What? What will it do? Will Sunni regimes take pleasure in an Iraq, and in Baghdaad, madinat al-islam, the fabled capital for four hundred years of the Abbasid Caliphate and hence the most important city, after Mecca and Medina, in the history of Arab Islam, and dear to the history-haunted and myth-making Arabs, especially those Sunni Arabs who rule in every state except Iraq (even where, as in Bahrain, the Shi'a may outnumber the Sunnis, or as in Yemen, where they come close)? Will they be impressed by the transfer of power from Sunnis to Shi'a in the Land of the Two Rivers? What madman could think so.
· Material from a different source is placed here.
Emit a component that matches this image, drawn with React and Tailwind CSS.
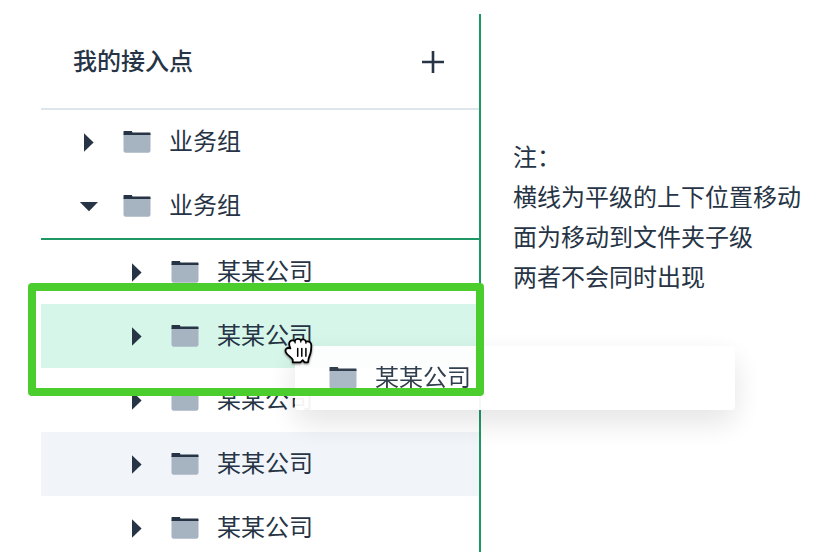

Answer: the madmen, or dopes, who have conceived of this policy and who cling to it, and all those who, not having thought things through but determined to show those "cut-and-runners" especially if they happen to be Democrats, stick loyally with Bush on the assumption that any criticism of the war must come from appeasers. As visitors to Mihad Watch know perfectly, the must unanswerable, withering, and therefore dangerous (to Bush loyalists, to those who support Tarbaby Iraq) criticism can be found at this website.

But it is not only thaat $880 billion that has been largely squandered, nor the problem of norale in the services, where many of the best young officers leave the service, and few of those whom one would like to have join, will now think of joining (well aware, as they are, of how peremptorily and unfairly the Pentagon has misused and abused their predecessors, assuming they could simply push them around, interrupt without end their regular careers and lives, all because the Pentagon itself miscalculated completely the size of the regular army, and the specialties that would be needed, but that have been permanently farmed out, it appears, to those citizen-soldiers who, one suspects, will not be re-enlisting in large numbers).

No, it is also the Opportunity Costs. What hasn't been handled. The growing Muslim presence and threat in Western Europe. The economic warfare of China. Anthropogenic climate change that may be unstoppable—it may be too late, and time now only to plan to mitigate, to build those seawalls in, say, Lower Manhattan to protect it.

Meanwhile, Tarbaby Iraq holds us fast.